Kevin Kline and Sigourney Weaver in Ivan Reitman's Dave

Nobody seems more surprised by Dave’s sifting priorities than First Lady Ellen Mitchell (Sigourney Weaver). Though the Mitchells maintained a unified front for the camera, Bill’s infidelities, and his willingness to compromise his principles, long since drove Ellen away. They remain married because it serves their shared ambitions: he wants power, she wants to do actual good in the world. Ellen, unaware of Bill’s stroke, suspects Dave is a chameleon.

The brewing conflict between Dave and Alexander soon reaches boiling point. Alexander has blackmail data enough to see Dave arrested, but Dave has the nation’s sympathies. Trapped in a cycle of mutually assured destruction, we only wonder which will unseat the other first. Chronic liar Alexander has the ability to destroy Dave simply by telling the truth; pathologically honest Dave finds himself keeping secrets almost as well as Alexander.

Reitman heightens his political realism by incorporating real-life figures from 1990s politics. Politicians like Tip O’Neill, Tom Harkin, and Paul Simon (not that one), provide unscripted commentary on Dave’s New Deal-esque policies. Meanwhile, outside commentators like Jay Leno and the entire McLaughlin Group provide the media response.

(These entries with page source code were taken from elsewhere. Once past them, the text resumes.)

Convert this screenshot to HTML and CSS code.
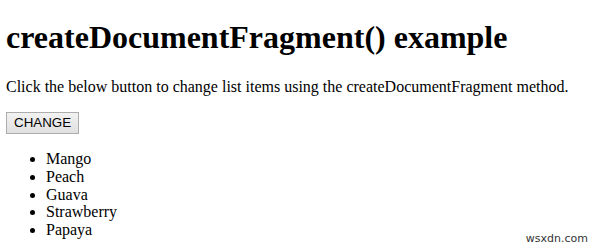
FILE: index.html
```html
<!DOCTYPE html>
<html lang="en">
<head>
    <meta charset="UTF-8">
    <meta name="viewport" content="width=device-width, initial-scale=1.0">
    <title>createDocumentFragment() example</title>
    <link rel="stylesheet" href="styles.css">
</head>
<body>
    <h1>createDocumentFragment() example</h1>
    <p>Click the below button to change list items using the createDocumentFragment method.</p>
    <button class="btn">CHANGE</button>
    <ul class="fruits">
        <li>Mango</li>
        <li>Peach</li>
        <li>Guava</li>
        <li>Strawberry</li>
        <li>Papaya</li>
    </ul>
    <div class="watermark">wsxdn.com</div>
</body>
</html>
```

FILE: styles.css
```css
body {
    font-family: 'Liberation Serif', 'Times New Roman', serif;
    font-size: 16px;
    color: #000;
    background: #fff;
    margin: 8px 6px;
}

h1 {
    font-size: 32px;
    margin: 11px 0 22px;
}

p {
    margin: 16px 0;
}

.btn {
    font-family: 'Liberation Sans', Arial, sans-serif;
    font-size: 13.33px;
    padding: 2px 7px 3px;
    border: 1px solid #adadad;
    border-radius: 0;
    background: linear-gradient(#f2f2f2, #e0e0e0);
    color: #000;
}

.fruits {
    margin: 16px 0;
    padding-left: 40px;
}

.fruits li {
    line-height: 17.8px;
}

.watermark {
    position: absolute;
    right: 12px;
    bottom: 5px;
    font-family: 'DejaVu Sans', sans-serif;
    font-size: 11px;
    color: #333;
}
```
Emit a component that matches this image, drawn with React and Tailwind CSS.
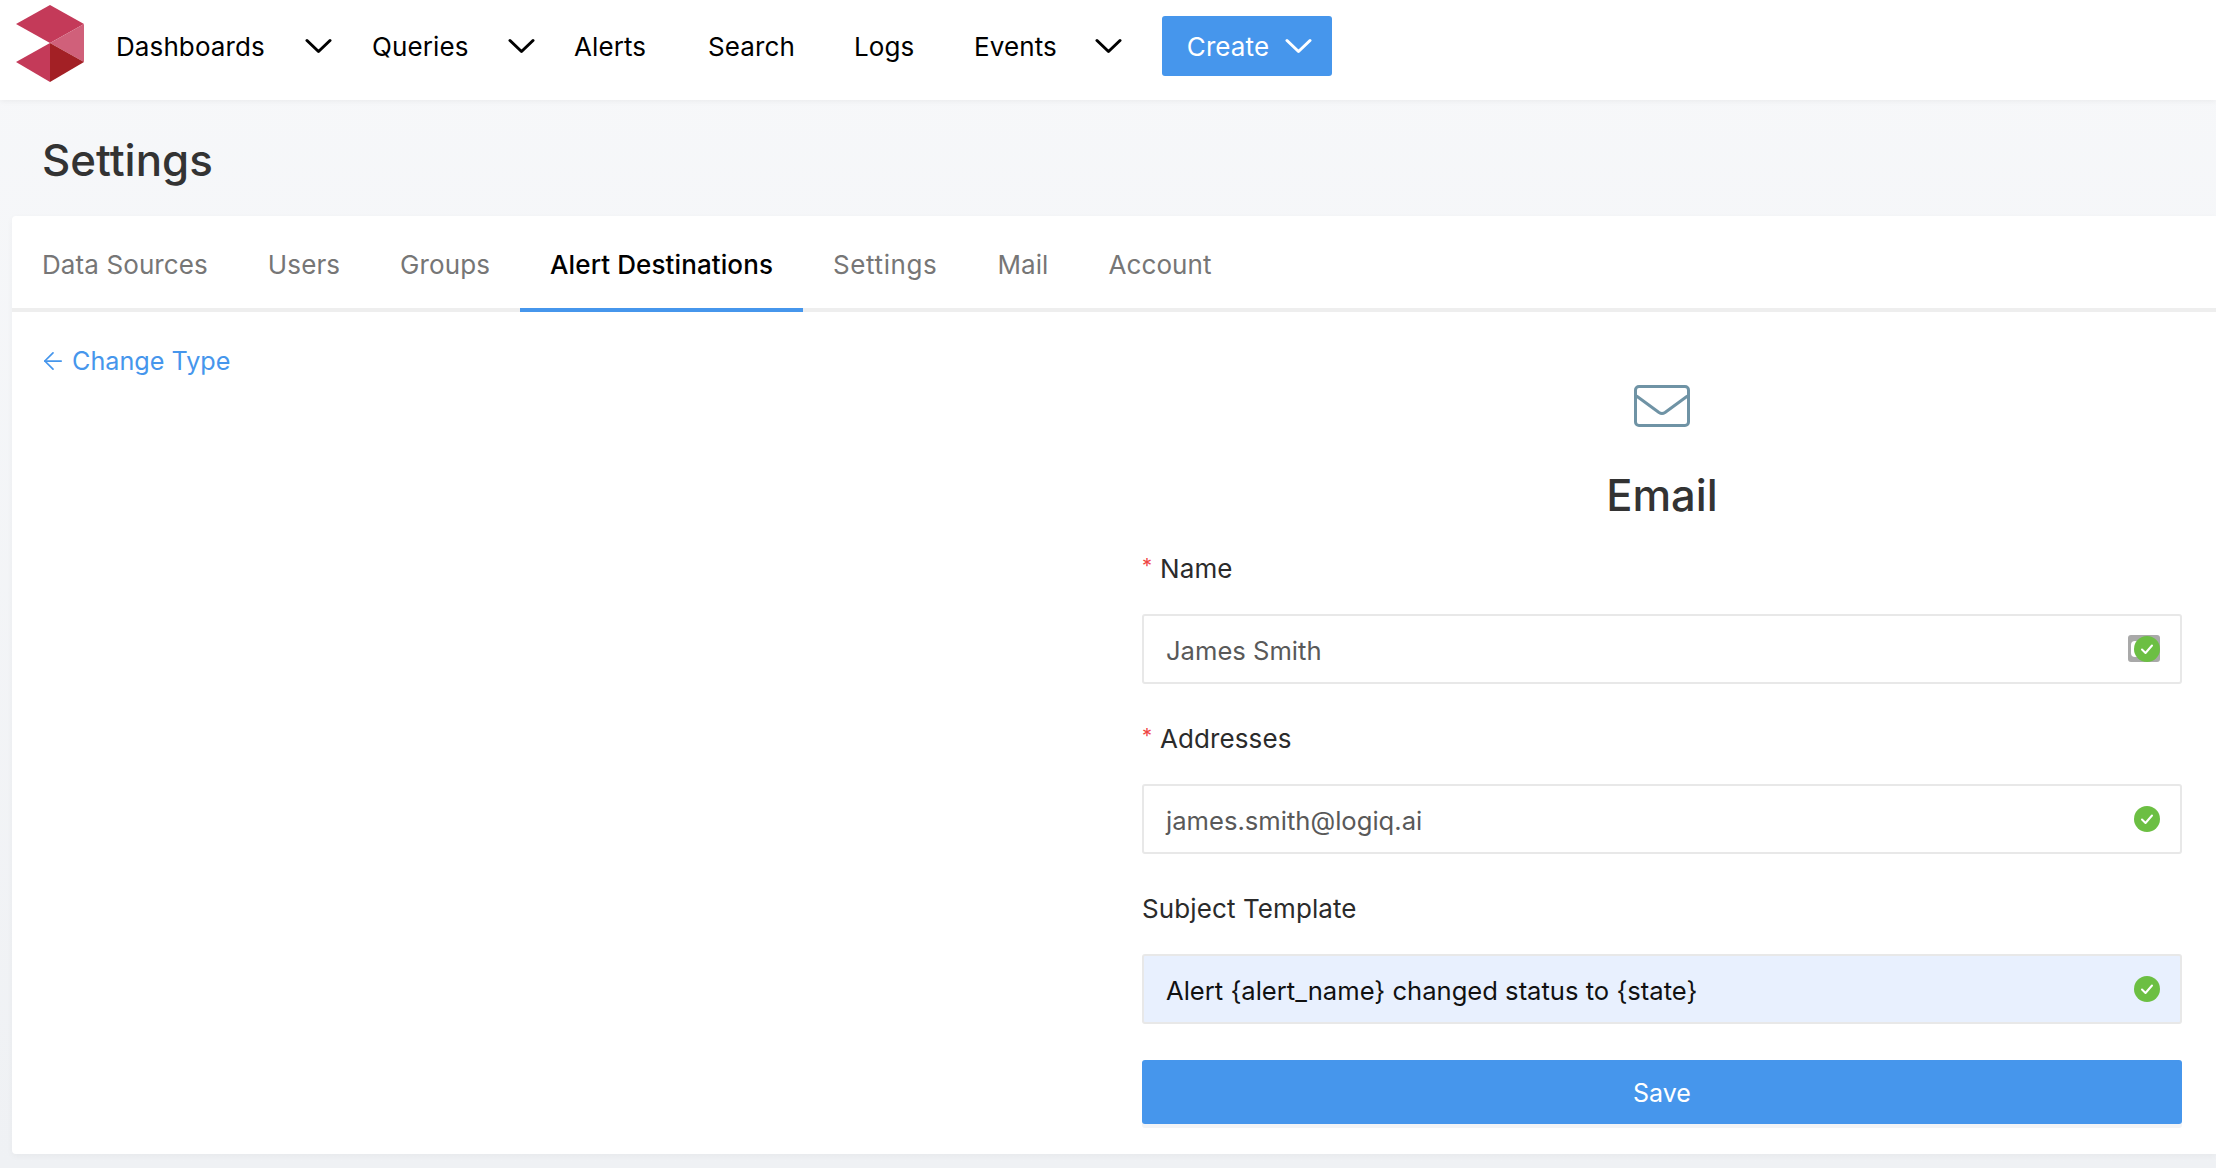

These make it clear that Dave’s candid politics would face stark criticism in real Washington.

There’s also a critical subtext to this movie: it’s easy to sympathize with Dave. He’s uncontrived, loves children and puppies, and fights for his beliefs. But he didn’t get elected President; Bill Mitchell did, with his moral compromises and smoke-filled rooms. We like Dave, but Reitman asks us: would we vote for him? Considering what candidates we Americans habitually support, Reitman’s answer is implicit, but painfully obvious.

We Americans love bellyaching about how politicians’ rhetoric doesn’t match their actions. But we do nothing about it. Ivan Reitman throws that back on us. Dave Kovic actually accomplishes the promises we Americans claim to approve, but accomplishes them under Bill Mitchell’s name. American politics, Reitman implies, requires professionals with Jekyll-and-Hyde personalities. As long as that’s what we vote for, that’s what we’ll get.

Yet the final scene suggests we aren’t doomed. We could change; Reitman encourages us to do so.